SHORT TASK: Copy out every line containing the word "this".
================================
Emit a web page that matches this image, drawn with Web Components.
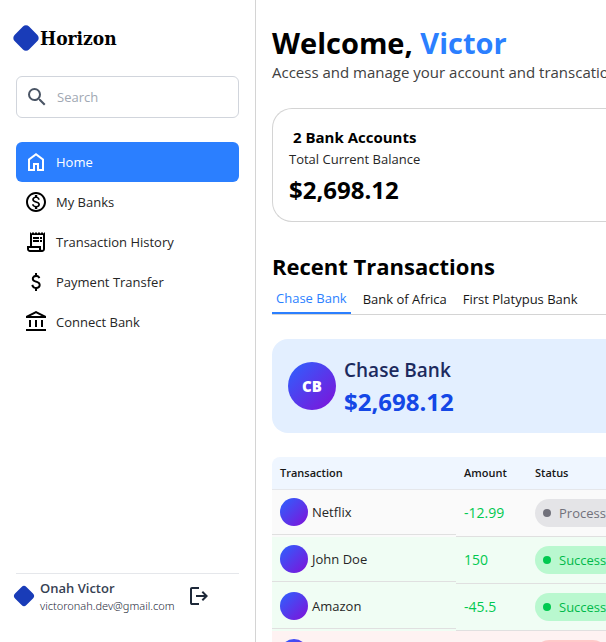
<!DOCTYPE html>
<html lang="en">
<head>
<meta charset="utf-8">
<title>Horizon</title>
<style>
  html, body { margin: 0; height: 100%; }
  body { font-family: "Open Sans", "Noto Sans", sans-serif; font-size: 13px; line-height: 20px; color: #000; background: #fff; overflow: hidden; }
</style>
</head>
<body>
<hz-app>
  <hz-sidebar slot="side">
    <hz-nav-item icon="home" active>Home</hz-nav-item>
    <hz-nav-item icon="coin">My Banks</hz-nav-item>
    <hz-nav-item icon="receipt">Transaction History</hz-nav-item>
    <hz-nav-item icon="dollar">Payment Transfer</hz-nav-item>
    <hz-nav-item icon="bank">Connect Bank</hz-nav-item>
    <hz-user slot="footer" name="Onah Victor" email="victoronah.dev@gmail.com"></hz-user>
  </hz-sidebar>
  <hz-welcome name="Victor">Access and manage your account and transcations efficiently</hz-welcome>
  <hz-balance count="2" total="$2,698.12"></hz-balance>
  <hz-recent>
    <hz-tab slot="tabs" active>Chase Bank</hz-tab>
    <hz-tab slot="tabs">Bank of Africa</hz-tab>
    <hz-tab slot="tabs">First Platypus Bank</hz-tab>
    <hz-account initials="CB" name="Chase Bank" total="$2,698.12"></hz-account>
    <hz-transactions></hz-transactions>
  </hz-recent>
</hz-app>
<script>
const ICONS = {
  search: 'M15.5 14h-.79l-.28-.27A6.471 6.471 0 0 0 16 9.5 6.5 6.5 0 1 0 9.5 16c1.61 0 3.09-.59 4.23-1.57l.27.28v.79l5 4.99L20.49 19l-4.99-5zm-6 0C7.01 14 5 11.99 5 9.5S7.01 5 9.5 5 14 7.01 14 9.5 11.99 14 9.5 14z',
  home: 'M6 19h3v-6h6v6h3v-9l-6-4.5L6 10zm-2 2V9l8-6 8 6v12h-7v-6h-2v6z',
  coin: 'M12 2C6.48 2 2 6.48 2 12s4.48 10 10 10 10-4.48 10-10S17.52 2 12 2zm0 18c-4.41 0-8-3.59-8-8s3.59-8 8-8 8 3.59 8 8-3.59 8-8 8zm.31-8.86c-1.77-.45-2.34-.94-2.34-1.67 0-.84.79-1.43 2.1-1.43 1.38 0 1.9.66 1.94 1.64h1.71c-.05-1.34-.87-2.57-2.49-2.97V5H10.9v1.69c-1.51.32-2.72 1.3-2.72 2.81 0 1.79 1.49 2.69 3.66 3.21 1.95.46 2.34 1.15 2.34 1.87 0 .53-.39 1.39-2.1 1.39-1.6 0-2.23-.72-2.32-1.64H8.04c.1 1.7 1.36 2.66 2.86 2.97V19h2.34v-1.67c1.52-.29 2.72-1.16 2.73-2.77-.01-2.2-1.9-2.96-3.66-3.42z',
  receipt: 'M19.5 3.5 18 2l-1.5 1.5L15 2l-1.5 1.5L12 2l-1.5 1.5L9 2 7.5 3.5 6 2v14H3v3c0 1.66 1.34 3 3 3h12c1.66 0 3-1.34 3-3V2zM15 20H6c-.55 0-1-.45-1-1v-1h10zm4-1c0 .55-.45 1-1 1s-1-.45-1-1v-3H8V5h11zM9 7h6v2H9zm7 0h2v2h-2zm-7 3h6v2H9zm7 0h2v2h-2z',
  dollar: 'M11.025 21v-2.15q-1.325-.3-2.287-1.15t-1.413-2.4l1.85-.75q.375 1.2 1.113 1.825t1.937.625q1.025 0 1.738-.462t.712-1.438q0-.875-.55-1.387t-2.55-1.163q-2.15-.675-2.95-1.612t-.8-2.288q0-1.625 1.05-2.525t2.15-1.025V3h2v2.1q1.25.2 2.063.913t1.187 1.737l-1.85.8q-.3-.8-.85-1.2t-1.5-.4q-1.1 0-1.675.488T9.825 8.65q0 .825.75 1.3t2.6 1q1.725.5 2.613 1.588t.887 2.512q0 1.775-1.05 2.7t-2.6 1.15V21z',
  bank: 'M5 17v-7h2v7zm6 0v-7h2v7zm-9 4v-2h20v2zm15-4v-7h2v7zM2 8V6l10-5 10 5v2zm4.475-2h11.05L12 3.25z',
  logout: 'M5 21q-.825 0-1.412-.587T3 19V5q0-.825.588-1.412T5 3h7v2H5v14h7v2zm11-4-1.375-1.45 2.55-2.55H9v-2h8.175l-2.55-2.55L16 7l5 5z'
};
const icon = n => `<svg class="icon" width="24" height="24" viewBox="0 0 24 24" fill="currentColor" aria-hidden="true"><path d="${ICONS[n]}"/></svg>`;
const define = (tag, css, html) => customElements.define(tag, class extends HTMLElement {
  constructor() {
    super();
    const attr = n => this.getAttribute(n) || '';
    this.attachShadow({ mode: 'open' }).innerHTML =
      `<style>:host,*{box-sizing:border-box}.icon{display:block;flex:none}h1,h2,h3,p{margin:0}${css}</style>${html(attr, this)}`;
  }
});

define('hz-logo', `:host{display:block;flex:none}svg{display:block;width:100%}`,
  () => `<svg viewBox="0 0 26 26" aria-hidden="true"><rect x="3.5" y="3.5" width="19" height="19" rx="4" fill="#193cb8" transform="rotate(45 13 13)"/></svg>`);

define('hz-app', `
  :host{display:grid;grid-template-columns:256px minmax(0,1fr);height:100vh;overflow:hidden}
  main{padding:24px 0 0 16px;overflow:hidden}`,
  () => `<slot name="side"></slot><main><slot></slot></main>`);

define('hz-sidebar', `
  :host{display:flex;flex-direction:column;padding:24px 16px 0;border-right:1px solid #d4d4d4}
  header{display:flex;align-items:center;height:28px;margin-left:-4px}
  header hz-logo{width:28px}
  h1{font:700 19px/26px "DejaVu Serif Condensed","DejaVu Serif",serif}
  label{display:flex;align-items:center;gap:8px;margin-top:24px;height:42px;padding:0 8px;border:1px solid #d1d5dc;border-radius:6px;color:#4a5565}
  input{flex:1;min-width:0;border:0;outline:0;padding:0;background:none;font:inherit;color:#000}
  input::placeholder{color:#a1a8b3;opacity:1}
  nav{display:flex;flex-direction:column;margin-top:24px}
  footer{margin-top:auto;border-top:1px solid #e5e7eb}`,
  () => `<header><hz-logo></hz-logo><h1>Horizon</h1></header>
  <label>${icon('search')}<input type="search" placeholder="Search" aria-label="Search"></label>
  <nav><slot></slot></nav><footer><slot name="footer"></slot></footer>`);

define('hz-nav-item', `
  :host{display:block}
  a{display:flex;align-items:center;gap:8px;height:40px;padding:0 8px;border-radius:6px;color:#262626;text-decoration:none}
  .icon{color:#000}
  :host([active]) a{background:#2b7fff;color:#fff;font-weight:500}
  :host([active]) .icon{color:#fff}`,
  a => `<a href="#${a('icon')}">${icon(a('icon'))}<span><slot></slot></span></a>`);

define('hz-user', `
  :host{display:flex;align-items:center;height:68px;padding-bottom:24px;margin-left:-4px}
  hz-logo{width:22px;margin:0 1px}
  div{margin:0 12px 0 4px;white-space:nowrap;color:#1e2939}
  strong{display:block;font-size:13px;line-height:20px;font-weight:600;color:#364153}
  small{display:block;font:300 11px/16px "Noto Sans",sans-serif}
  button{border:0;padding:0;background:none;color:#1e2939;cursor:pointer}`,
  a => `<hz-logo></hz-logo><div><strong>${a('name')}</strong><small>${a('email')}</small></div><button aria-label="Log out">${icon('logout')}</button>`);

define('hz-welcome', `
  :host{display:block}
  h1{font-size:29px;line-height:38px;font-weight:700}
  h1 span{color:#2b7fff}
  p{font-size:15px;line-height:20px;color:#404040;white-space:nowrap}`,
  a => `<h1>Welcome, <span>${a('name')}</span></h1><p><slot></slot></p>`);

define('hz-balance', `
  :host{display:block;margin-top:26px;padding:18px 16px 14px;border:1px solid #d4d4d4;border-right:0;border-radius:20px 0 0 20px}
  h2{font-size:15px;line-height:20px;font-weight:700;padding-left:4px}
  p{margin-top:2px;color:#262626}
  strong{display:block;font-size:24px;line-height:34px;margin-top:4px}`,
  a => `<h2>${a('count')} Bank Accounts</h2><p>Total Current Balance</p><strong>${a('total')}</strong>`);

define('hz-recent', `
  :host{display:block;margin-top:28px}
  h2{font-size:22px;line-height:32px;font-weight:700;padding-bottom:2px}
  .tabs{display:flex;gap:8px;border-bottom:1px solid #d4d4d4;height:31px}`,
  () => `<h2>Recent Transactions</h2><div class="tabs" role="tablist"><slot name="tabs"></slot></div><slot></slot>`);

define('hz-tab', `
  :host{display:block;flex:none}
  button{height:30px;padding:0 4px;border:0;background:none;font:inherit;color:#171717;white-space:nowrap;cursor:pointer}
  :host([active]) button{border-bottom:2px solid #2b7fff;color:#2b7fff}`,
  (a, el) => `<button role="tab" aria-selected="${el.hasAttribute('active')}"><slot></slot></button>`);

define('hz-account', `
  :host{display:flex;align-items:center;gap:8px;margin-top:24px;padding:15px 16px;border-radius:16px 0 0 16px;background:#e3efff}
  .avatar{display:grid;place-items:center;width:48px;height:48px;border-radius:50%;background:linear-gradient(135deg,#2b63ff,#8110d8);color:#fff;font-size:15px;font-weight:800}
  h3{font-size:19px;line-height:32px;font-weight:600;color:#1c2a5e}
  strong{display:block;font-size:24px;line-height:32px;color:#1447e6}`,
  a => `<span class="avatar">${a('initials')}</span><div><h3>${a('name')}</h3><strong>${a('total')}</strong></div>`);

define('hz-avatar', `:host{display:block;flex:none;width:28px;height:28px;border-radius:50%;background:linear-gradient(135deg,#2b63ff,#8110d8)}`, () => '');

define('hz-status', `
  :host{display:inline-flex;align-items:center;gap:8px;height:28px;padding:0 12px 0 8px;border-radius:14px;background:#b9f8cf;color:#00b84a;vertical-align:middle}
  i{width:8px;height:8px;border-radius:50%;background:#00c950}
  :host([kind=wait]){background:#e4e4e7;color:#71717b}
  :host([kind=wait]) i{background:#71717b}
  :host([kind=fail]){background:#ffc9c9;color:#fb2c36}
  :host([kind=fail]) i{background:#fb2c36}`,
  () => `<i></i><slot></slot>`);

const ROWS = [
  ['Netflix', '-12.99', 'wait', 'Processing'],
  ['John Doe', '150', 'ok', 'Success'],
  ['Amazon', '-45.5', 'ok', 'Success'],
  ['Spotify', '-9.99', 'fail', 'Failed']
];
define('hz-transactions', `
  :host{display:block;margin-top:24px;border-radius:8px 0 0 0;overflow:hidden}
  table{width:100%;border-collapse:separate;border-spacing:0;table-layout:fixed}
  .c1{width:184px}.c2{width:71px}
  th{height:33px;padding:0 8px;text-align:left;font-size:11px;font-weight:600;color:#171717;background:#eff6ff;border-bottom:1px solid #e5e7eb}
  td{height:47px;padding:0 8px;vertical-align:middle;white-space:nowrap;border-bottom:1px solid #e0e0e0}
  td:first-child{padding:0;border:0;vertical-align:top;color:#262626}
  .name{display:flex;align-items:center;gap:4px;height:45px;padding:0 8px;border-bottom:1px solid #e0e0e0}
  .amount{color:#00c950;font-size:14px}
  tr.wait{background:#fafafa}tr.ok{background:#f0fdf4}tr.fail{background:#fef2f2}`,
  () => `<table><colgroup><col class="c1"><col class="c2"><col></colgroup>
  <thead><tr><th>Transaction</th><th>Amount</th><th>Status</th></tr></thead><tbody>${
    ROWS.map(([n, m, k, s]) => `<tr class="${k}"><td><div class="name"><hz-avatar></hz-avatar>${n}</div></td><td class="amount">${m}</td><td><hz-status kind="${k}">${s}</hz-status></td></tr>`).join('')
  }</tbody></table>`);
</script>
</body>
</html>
================================
COMPLETED TASK:
Emit a web page that matches this image, drawn with Web Components.
    const attr = n => this.getAttribute(n) || '';
    this.attachShadow({ mode: 'open' }).innerHTML =
      `<style>:host,*{box-sizing:border-box}.icon{display:block;flex:none}h1,h2,h3,p{margin:0}${css}</style>${html(attr, this)}`;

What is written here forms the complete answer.